#### PROBLEM REQUIREMENTS
Using the material that follows, identify and copy each line with the string "index".

-- start of SOURCE EXCERPT --

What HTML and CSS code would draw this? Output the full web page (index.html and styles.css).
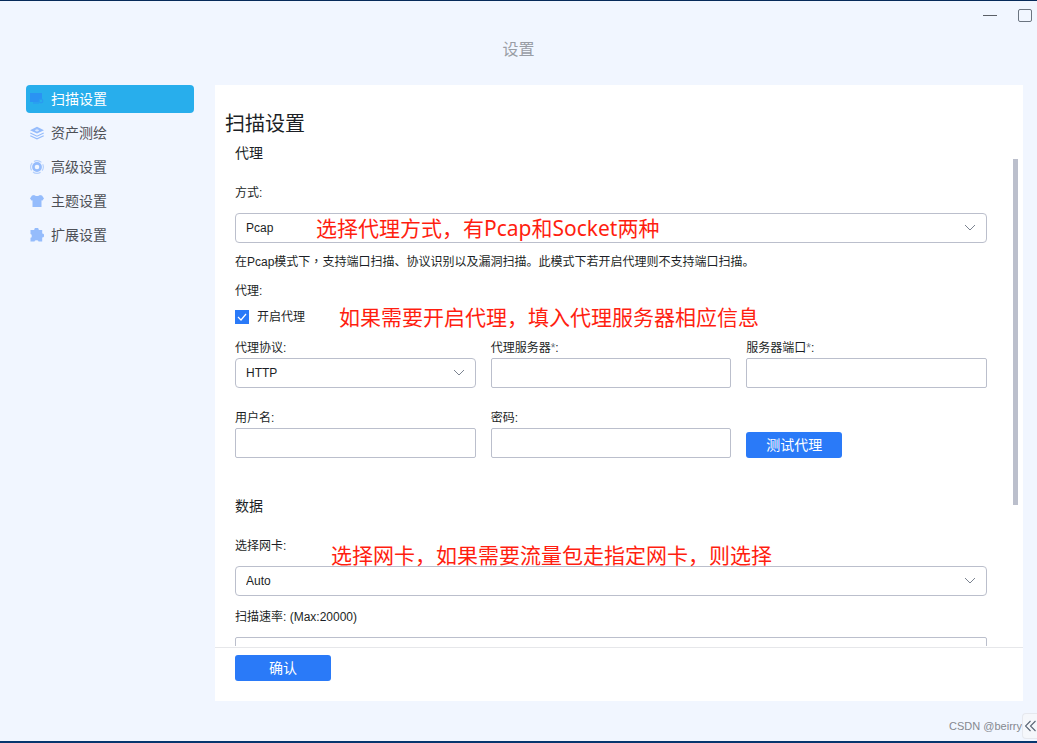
FILE: index.html
```html
<!DOCTYPE html>
<html lang="zh-CN">
<head>
<meta charset="utf-8">
<title>设置</title>
<link rel="stylesheet" href="styles.css">
</head>
<body>
<div class="window">
  <header class="titlebar">
    <h1 class="title">设置</h1>
    <div class="controls">
      <button class="control" type="button" aria-label="最小化"><svg width="16" height="16" viewBox="0 0 16 16"><path d="M1 8.500h14" stroke="#5b5f66" fill="none"/></svg></button>
      <button class="control" type="button" aria-label="最大化"><svg width="16" height="16" viewBox="0 0 16 16"><rect x="1.500" y="2.500" width="13" height="12" rx="1.500" stroke="#6b7480" fill="none"/></svg></button>
    </div>
  </header>

  <div class="body">
    <nav class="nav">
      <a class="nav-item active" href="#scan">
        <svg class="nav-icon" viewBox="0 0 14 14"><path d="M0 1h12v6l-2 .5-1.500 2.500H0z" fill="#2a93f3"/><path d="M3 11h6" stroke="#2a93f3"/><circle cx="11" cy="9" r="1.800" fill="none" stroke="#2a9cf0" stroke-width="1.300"/></svg>
        扫描设置</a>
      <a class="nav-item" href="#asset">
        <svg class="nav-icon" viewBox="0 0 14 14"><path d="M7 .8l7 3.400-7 3.400-7-3.400z" fill="#95bcfc"/><path d="M5 4.300h4M7 2.800v3" stroke="#f1f6ff" stroke-width=".8"/><path d="M.3 7L7 10.200 13.700 7M.3 9.700L7 12.900l6.700-3.200" fill="none" stroke="#95bcfc" stroke-width="1.200"/></svg>
        资产测绘</a>
      <a class="nav-item" href="#advanced">
        <svg class="nav-icon" viewBox="0 0 14 14"><circle cx="7" cy="7" r="6.400" fill="none" stroke="#b3cffc" stroke-width="1.100" stroke-dasharray="8 2.050" stroke-dashoffset="4"/><circle cx="7" cy="7" r="3.600" fill="none" stroke="#95bcfc" stroke-width="2.600"/></svg>
        高级设置</a>
      <a class="nav-item" href="#theme">
        <svg class="nav-icon" viewBox="0 0 14 14"><path d="M4.300 1c.7 1.300 4.700 1.300 5.400 0l2.300.4L14 4.500l-1.800 2.200-.7-.4V13h-9V6.300l-.7.4L0 4.500l2-3.100z" fill="#95bcfc"/></svg>
        主题设置</a>
      <a class="nav-item" href="#extension">
        <svg class="nav-icon" viewBox="0 0 14 14"><path d="M.5 2h3.700a2.200 2.200 0 0 1 4.600 0h3.400v3.500a2 2 0 0 1 0 4v4H8.500a2 1.300 0 0 0-4 0h-4V9.800a1.300 1.900 0 0 0 0-3.800z" fill="#95bcfc"/></svg>
        扩展设置</a>
    </nav>

    <main class="panel">
      <h2 class="panel-title">扫描设置</h2>
      <div class="scroll-area">
        <form class="form" id="settings">
          <h3 class="section-title">代理</h3>
          <div class="field">
            <label class="label" for="mode">方式:</label>
            <div class="select-box">
              <select class="input select" id="mode"><option>Pcap</option><option>Socket</option></select>
              <svg class="chevron" viewBox="0 0 12 8"><path d="M1 1l5 5 5-5" fill="none" stroke="#7b8390"/></svg>
              <p class="note note-mode">选择代理方式，有Pcap和Socket两种</p>
            </div>
          </div>
          <p class="help">在Pcap模式下<span class="mid-comma" lang="zh-TW">，</span>支持端口扫描、协议识别以及漏洞扫描。此模式下若开启代理则不支持端口扫描。</p>
          <div class="proxy">
            <p class="label">代理:</p>
            <div class="check-row">
              <span class="check-box">
                <input class="check" type="checkbox" id="enable" checked>
                <svg class="tick" viewBox="0 0 14 14"><path d="M3 7l3 3 5-6" fill="none" stroke="#fff" stroke-width="1.200"/></svg>
              </span>
              <label class="label" for="enable">开启代理</label>
              <p class="note note-proxy">如果需要开启代理，填入代理服务器相应信息</p>
            </div>
          </div>
          <div class="grid">
            <div class="cell">
              <label class="label" for="protocol">代理协议:</label>
              <div class="select-box">
                <select class="input select" id="protocol"><option>HTTP</option></select>
                <svg class="chevron" viewBox="0 0 12 8"><path d="M1 1l5 5 5-5" fill="none" stroke="#7b8390"/></svg>
              </div>
            </div>
            <div class="cell"><label class="label" for="server">代理服务器<span class="star">*</span>:</label><input class="input" id="server" type="text"></div>
            <div class="cell"><label class="label" for="port">服务器端口<span class="star">*</span>:</label><input class="input" id="port" type="text"></div>
            <div class="cell"><label class="label" for="user">用户名:</label><input class="input" id="user" type="text"></div>
            <div class="cell"><label class="label" for="password">密码:</label><input class="input" id="password" type="password"></div>
            <div class="cell cell-action"><button class="button" type="button">测试代理</button></div>
          </div>
          <h3 class="section-title section-data">数据</h3>
          <div class="field">
            <label class="label" for="nic">选择网卡:</label>
            <div class="select-box">
              <select class="input select" id="nic"><option>Auto</option></select>
              <svg class="chevron" viewBox="0 0 12 8"><path d="M1 1l5 5 5-5" fill="none" stroke="#7b8390"/></svg>
              <p class="note note-nic">选择网卡，如果需要流量包走指定网卡，则选择</p>
            </div>
          </div>
          <div class="field field-rate">
            <label class="label" for="rate">扫描速率: (Max:20000)</label>
            <input class="input" id="rate" type="text">
          </div>
        </form>
        <div class="rail"><div class="thumb"></div></div>
      </div>
      <div class="actions"><button class="button" type="submit" form="settings">确认</button></div>
    </main>
  </div>

  <footer class="bottom">
    <span class="credit">CSDN @beirry</span>
    <button class="collapse" type="button" aria-label="收起"><svg width="11" height="12" viewBox="0 0 11 12"><path d="M5.500 1l-5 5 5 5M10.500 1l-5 5 5 5" fill="none" stroke="#596474" stroke-width="1.100"/></svg></button>
  </footer>
</div>
</body>
</html>
```
FILE: styles.css
```css
* {
  box-sizing: border-box;
  margin: 0;
  padding: 0;
}

body {
  color: #1c1f26;
  font: 12px/16px "Liberation Sans", "Noto Sans CJK SC", sans-serif;
}

button,
input,
select {
  color: inherit;
  font: inherit;
}

.window {
  display: flex;
  flex-direction: column;
  height: 100vh;
  background: #f1f6ff;
  border-top: 1px solid #062a5a;
  border-bottom: 2px solid #06366e;
  overflow: hidden;
}

.titlebar {
  display: grid;
  grid-template-columns: 1fr auto 1fr;
  height: 84px;
  flex: none;
}

.title {
  grid-column: 2;
  padding-top: 39px;
  color: #999da5;
  font-size: 16px;
  font-weight: 400;
  line-height: 20px;
}

.controls {
  display: flex;
  justify-content: flex-end;
  align-items: flex-start;
  gap: 19px;
  padding: 6px 4px 0 0;
}

.control {
  display: flex;
  background: none;
  border: 0;
}

.body {
  display: flex;
  flex: 1;
  gap: 21px;
  min-height: 0;
  padding: 0 14px 0 26px;
}

.nav {
  display: flex;
  flex-direction: column;
  gap: 6px;
  width: 168px;
  flex: none;
}

.nav-item {
  display: flex;
  align-items: center;
  gap: 7px;
  height: 28px;
  padding-left: 4px;
  border-radius: 4px;
  color: #4d5056;
  font-size: 14px;
  text-decoration: none;
}

.nav-item.active {
  background: #28aeec;
  color: #fff;
}

.nav-icon {
  width: 14px;
  height: 14px;
}

.panel {
  display: flex;
  flex: 1;
  flex-direction: column;
  min-width: 0;
  background: #fff;
}

.panel-title {
  padding: 29px 10px 9px;
  font-size: 20px;
  font-weight: 400;
  line-height: 20px;
}

.scroll-area {
  display: flex;
  flex: 1;
  min-height: 0;
  margin-bottom: 1px;
}

.form {
  flex: 1;
  min-width: 0;
  padding: 0 26px 0 20px;
  overflow: auto;
  scrollbar-width: none;
}

.rail {
  width: 10px;
  padding: 16px 5px 0 0;
}

.thumb {
  height: 71%;
  background: #bbbfcc;
}

.section-title {
  margin-bottom: 22px;
  font-size: 14px;
  font-weight: 400;
  line-height: 20px;
}

.section-data {
  margin-top: 38px;
}

.field {
  display: flex;
  flex-direction: column;
  gap: 12px;
}

.field-rate {
  margin-top: 13px;
}

.input {
  display: block;
  width: 100%;
  height: 30px;
  padding: 0 10px;
  background: #fff;
  border: 1px solid #bbbfcc;
  border-radius: 2px;
}

.select-box {
  position: relative;
}

.select {
  border-radius: 4px;
  appearance: none;
}

.chevron {
  position: absolute;
  top: 11px;
  right: 11px;
  width: 12px;
  height: 8px;
  pointer-events: none;
}

.help {
  margin-top: 10px;
}

.mid-comma {
  font-family: "Noto Sans CJK TC", sans-serif;
}

.proxy {
  display: flex;
  flex-direction: column;
  gap: 10px;
  margin-top: 13px;
}

.check-row {
  position: relative;
  display: flex;
  align-items: center;
  gap: 8px;
}

.check-box {
  display: grid;
}

.check,
.tick {
  grid-area: 1 / 1;
  width: 14px;
  height: 14px;
  pointer-events: none;
}

.check {
  appearance: none;
  background: #fff;
  border: 1px solid #2a7af8;
  pointer-events: auto;
}

.check:checked {
  background: #2a7af8;
}

.grid {
  display: grid;
  grid-template-columns: repeat(3, 1fr);
  gap: 22px 15px;
  margin-top: 15px;
}

.cell {
  display: flex;
  flex-direction: column;
  gap: 2px;
}

.cell-action {
  align-items: flex-start;
  justify-content: flex-end;
}

.star {
  color: #6b7480;
}

.button {
  width: 96px;
  height: 26px;
  background: #2a7af8;
  border: 0;
  border-radius: 3px;
  color: #fff;
  font-size: 14px;
}

.actions {
  height: 54px;
  flex: none;
  padding: 7px 20px;
  border-top: 1px solid #e6e7ea;
}

.note {
  position: absolute;
  color: #ff1e10;
  font: 21px/24px "Noto Sans", "Noto Sans CJK SC", sans-serif;
  white-space: nowrap;
  pointer-events: none;
}

.note-mode {
  top: 3px;
  left: 81px;
}

.note-proxy {
  top: -4px;
  left: 104px;
}

.note-nic {
  top: -23px;
  left: 96px;
}

.bottom {
  display: flex;
  align-items: center;
  justify-content: flex-end;
  height: 40px;
  flex: none;
  padding-top: 10px;
}

.credit {
  color: #85888f;
  font-size: 11px;
}

.collapse {
  display: flex;
  align-items: center;
  justify-content: center;
  width: 15px;
  height: 26px;
  background: #f5f7fb;
  border: 1px solid #e6e8ee;
  border-right: 0;
  border-radius: 4px 0 0 4px;
}
```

-- end of SOURCE EXCERPT --

#### EXERCISE OUTPUT
What HTML and CSS code would draw this? Output the full web page (index.html and styles.css).
FILE: index.html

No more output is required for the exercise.